The meeting comes weeks after Trump’s lawyers asked the justice department for a meeting with the attorney general, Merrick Garland, to raise grievances about what they considered as unfair treatment of Trump over his handling of classified documents compared to other former presidents.

“No president of the United States has ever, in the history of our country, been baselessly investigated in such an outrageous and unlawful fashion,” said the letter written by Trusty and Rowley.

While it is not unusual for lawyers to seek a meeting with prosecutors near the end of an investigation, it typically is not with the attorney general. That is especially the case in special counsel investigations, where charging decisions can only be overruled if department rules were not followed.

The development comes as prosecutors have recently asked witnesses before the grand jury hearing evidence in the case in Washington whether Trump showed off national security materials, including a document concerning military action against Iran, people close to the case said.
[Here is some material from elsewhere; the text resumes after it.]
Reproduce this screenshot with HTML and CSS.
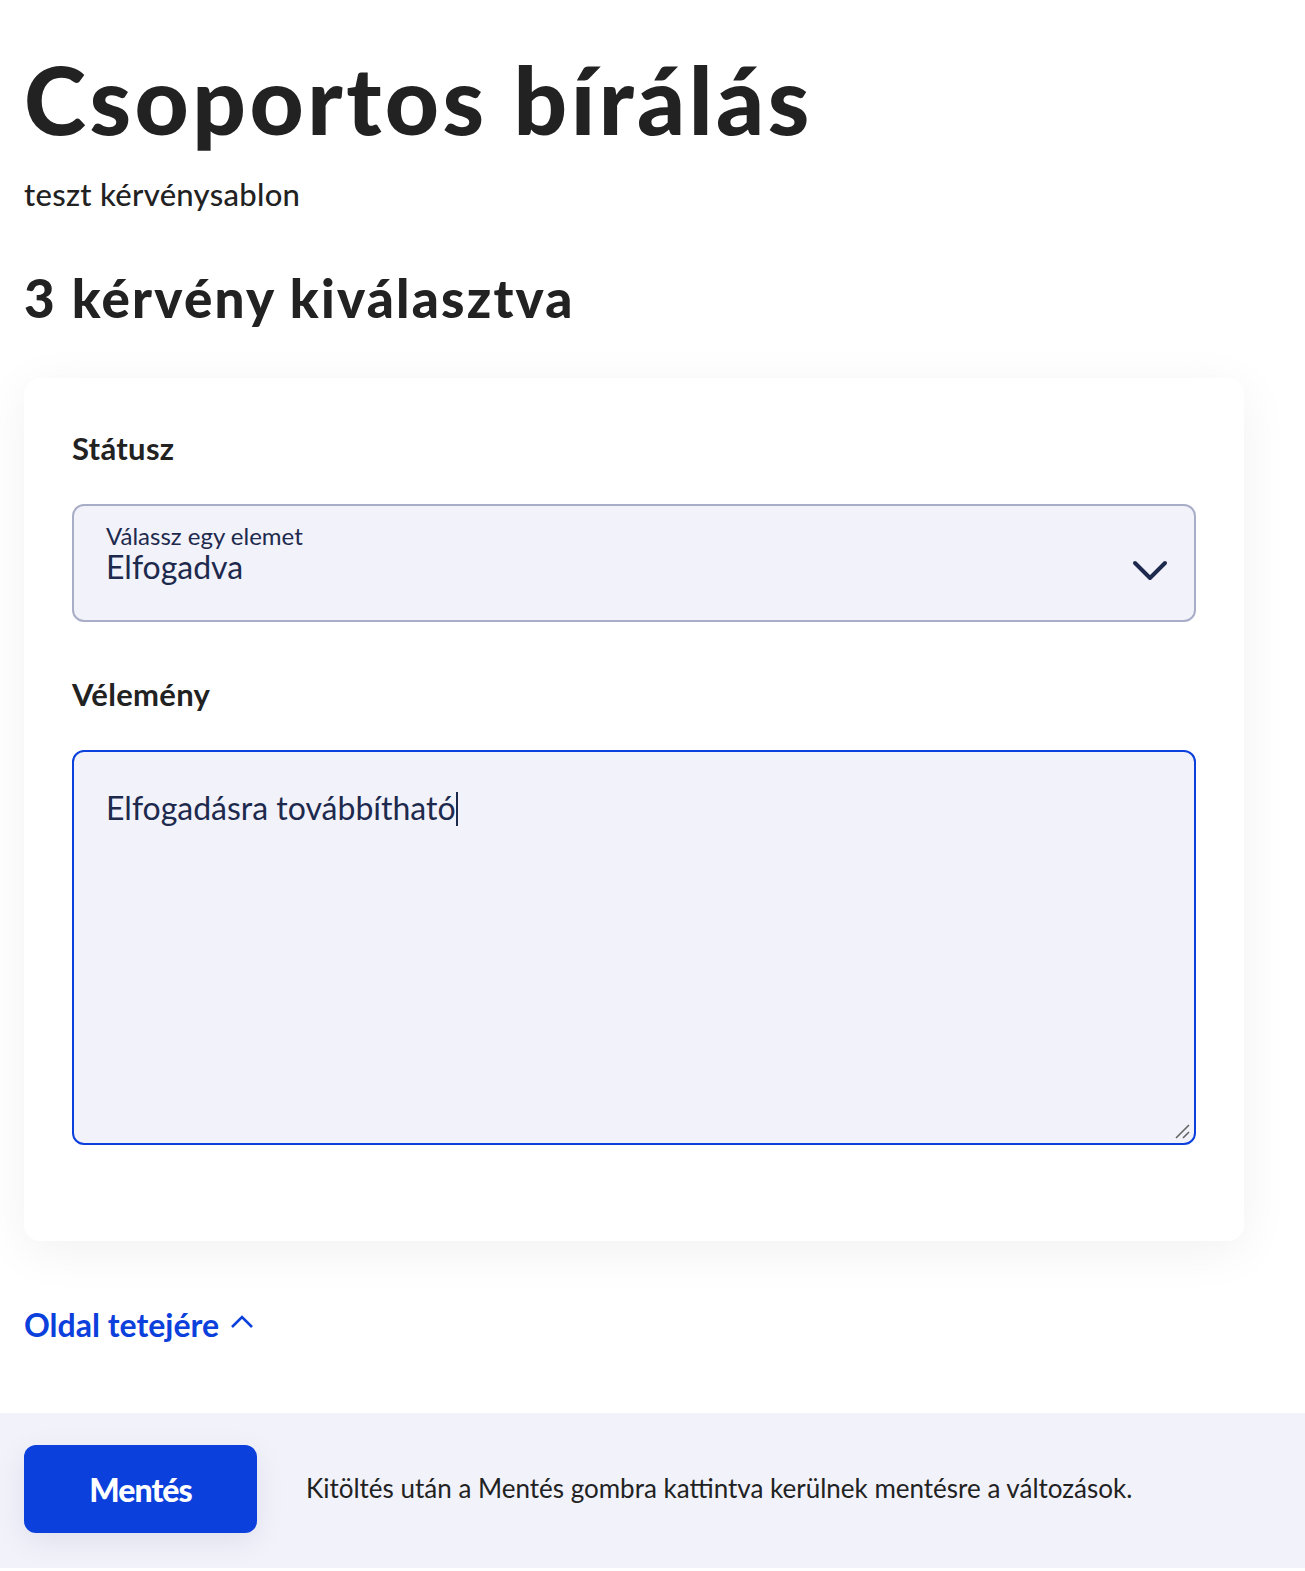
FILE: index.html
```
<!doctype html>
<html>
<head>
<meta charset="utf-8">
<title>Csoportos bírálás</title>
<link rel="stylesheet" href="styles.css">
</head>
<body>
	<div id="page">
		<h1 class="title">Csoportos bírálás</h1>
		<p class="subtitle">teszt kérvénysablon</p>
		<h2 class="count">3 kérvény kiválasztva</h2>

		<div class="card">
			<div class="field-label">Státusz</div>
			<div class="select">
				<div class="select-text">
					<div class="select-hint">Válassz egy elemet</div>
					<div class="select-value">Elfogadva</div>
				</div>
				<svg class="chevron" width="36" height="22" viewBox="0 0 36 22"><path d="M3 3 L18 18 L33 3" fill="none" stroke="#1e2a4d" stroke-width="4" stroke-linecap="round" stroke-linejoin="round"/></svg>
			</div>

			<div class="field-label second">Vélemény</div>
			<div class="textarea">
				<span class="textarea-text">Elfogadásra továbbítható</span><span class="caret"></span>
				<svg class="grip" width="16" height="16" viewBox="0 0 16 16"><path d="M2 15 L15 2 M9 15 L15 9" stroke="#666" stroke-width="1.6"/></svg>
			</div>
		</div>

		<a class="top-link" href="#">Oldal tetejére
			<svg width="26" height="18" viewBox="0 0 26 18"><path d="M3 14 L13 4 L23 14" fill="none" stroke="#0b40dc" stroke-width="2.6"/></svg>
		</a>
	</div>

	<div class="footer">
		<button class="save">Mentés</button>
		<span class="footer-text">Kitöltés után a Mentés gombra kattintva kerülnek mentésre a változások.</span>
	</div>
</body>
</html>
```

FILE: styles.css
```
html {
  background: #fff;
}
body {
  margin: 0;
  font-family: Lato, "Open Sans", sans-serif;
  color: #222;
}

#page {
  padding: 0 64px 0 24px;
}

.title {
  margin: 0;
  padding-top: 44px;
  font-family: Lato, sans-serif;
  font-weight: 900;
  font-size: 94px;
  line-height: 110px;
  letter-spacing: 3.5px;
  color: #222;
}
.subtitle {
  margin: 22px 0 0 0;
  font-size: 31px;
  font-weight: 500;
  line-height: 36px;
  letter-spacing: 0.3px;
}
.count {
  margin: 56px 0 0 0;
  font-weight: 900;
  font-size: 53px;
  line-height: 60px;
  letter-spacing: 2.2px;
}

.card {
  margin-top: 50px;
  margin-right: -3px;
  background: #fff;
  border-radius: 16px;
  box-shadow: 0 10px 50px rgba(0, 0, 0, 0.06);
  padding: 50px 48px 96px 48px;
}
.field-label {
  font-size: 31px;
  font-weight: 700;
  line-height: 40px;
  letter-spacing: 0.3px;
  color: #222;
}
.field-label.second {
  margin-top: 52px;
}

.select {
  margin-top: 36px;
  height: 118px;
  box-sizing: border-box;
  border: 2px solid #a9adc8;
  border-radius: 12px;
  background: #f1f2fa;
  display: flex;
  align-items: center;
  padding: 0 26px 0 32px;
}
.select-text {
  flex: 1;
  margin-top: -20px;
}
.select-hint {
  font-size: 24px;
  line-height: 28px;
  color: #1e2a4d;
}
.select-value {
  font-size: 32px;
  line-height: 34px;
  color: #1e2a4d;
}
.chevron {
  margin-top: 16px;
}

.textarea {
  position: relative;
  margin-top: 36px;
  height: 395px;
  box-sizing: border-box;
  border: 2px solid #0b40dc;
  border-radius: 12px;
  background: #f1f2fa;
  padding: 35px 32px;
  font-size: 32px;
  line-height: 42px;
  color: #1e2a4d;
}
.caret {
  display: inline-block;
  width: 2px;
  height: 34px;
  background: #1e2a4d;
  vertical-align: -6px;
}
.grip {
  position: absolute;
  right: 4px;
  bottom: 4px;
}

.top-link {
  display: inline-flex;
  align-items: center;
  gap: 10px;
  margin-top: 64px;
  margin-bottom: 68px;
  font-size: 32px;
  font-weight: 700;
  line-height: 40px;
  letter-spacing: 0;
  color: #0b40dc;
  text-decoration: none;
}
.top-link svg {
  margin-top: -6px;
}

.footer {
  background: #f1f2fa;
  height: 155px;
  display: flex;
  align-items: center;
  padding-left: 24px;
}
.save {
  width: 233px;
  height: 88px;
  border: none;
  border-radius: 12px;
  background: #0b40dc;
  color: #fff;
  font-family: Lato, sans-serif;
  font-size: 32px;
  font-weight: 900;
  letter-spacing: -1px;
  box-shadow: 0 8px 30px rgba(0, 0, 60, 0.08);
  margin-top: -3px;
}
.footer-text {
  margin-left: 49px;
  margin-top: -5px;
  font-size: 26px;
  color: #222;
}
```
Prosecutors have seemingly been trying to identify whether that Iran document was the same document Trump referenced on an audio recording in which he said he could not discuss it because he did not declassify it while in office – though he should have, the Guardian previously reported.

The investigation has also examined whether the failure by Trump to fully comply with a subpoena last year demanding the return of any classified documents was a deliberate act of obstruction, the people said.

Last June, the since-recused Trump lawyer Evan Corcoran found 38 classified documents in the storage room at Mar-a-Lago and told the justice department that no further materials remained at the property – which came into question when the FBI seized 101 additional classified documents months later.

The Guardian has reported that Corcoran later told associates he felt misled in the subpoena response because he had asked whether he should search elsewhere at Mar-a-Lago, like Trump’s office, but was waved off. Corcoran’s notes also showed he told Trump he had to return all classified documents in his possession.